Option 2 is also too ugly to bear, since ignoring the growth-gap only prolongs and worsens the anger, delaying the catastrophe that is Option 3. Watching the Eurozone project - the end of history, no less, for the people who built it - collapse into social unrest inside Western Europe would be just too ironic at best. It might end six decades of peace at worst.

So what about Option 4 - which Artus ignores - by re-opening Germany's print-shop in Frankfurt?

To date, the plan for bailing out Greece, and thus preserving the Euro, means giving Athens enough money to save it asking the markets for funding until 2014. That sum, so far, is put somewhere near €120bn. But to date, Greece's Eurozone partners have offered up diddly squat. Italy and Spain, in particular, have gone very quiet.

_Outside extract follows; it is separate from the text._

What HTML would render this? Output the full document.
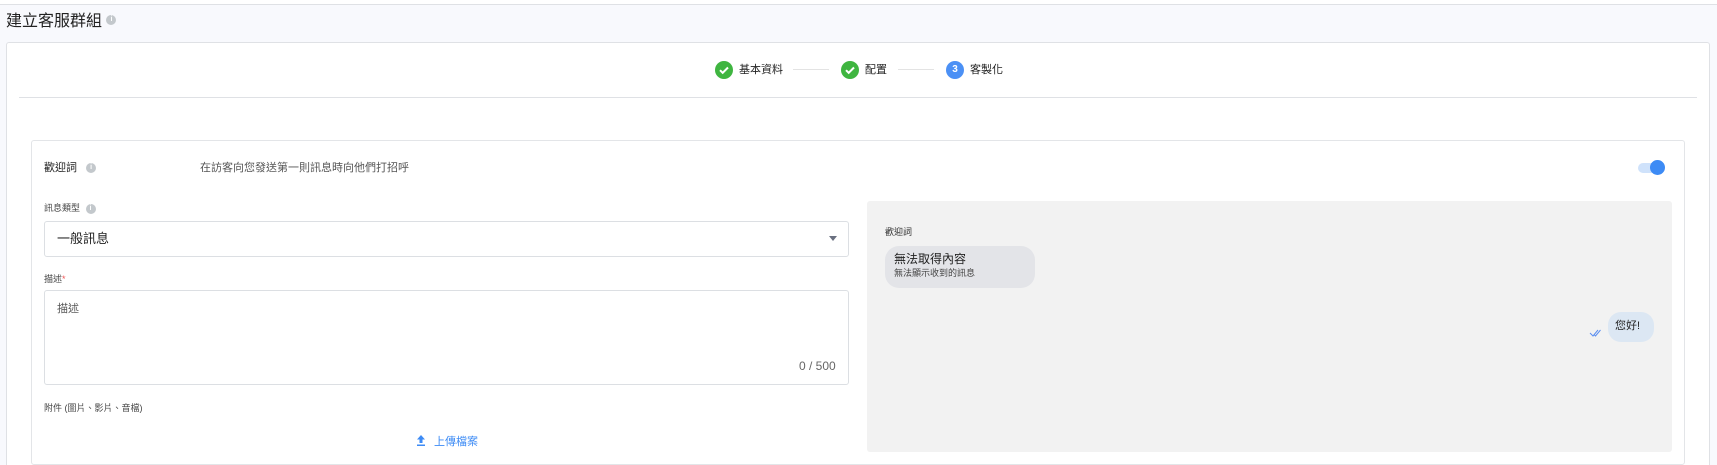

Wheeling out the printing press in Frankfurt, however...and getting the European Central Bank to do precisely what Havenstein did in 1920...means Europe can pay its pensioners the same way the Weimar Republic tried to pay Britain and France after Versailles, and with the same inevitable outcome, as well.

Just like British and French pride in 1919, today's heroic welfare promises are just too expensive. Whether sooner or later...and with or without a hyperinflation to try and pay off the victorious pensioners and civil servants...these costs from the past cannot be paid from tomorrow's money. They're simply too big.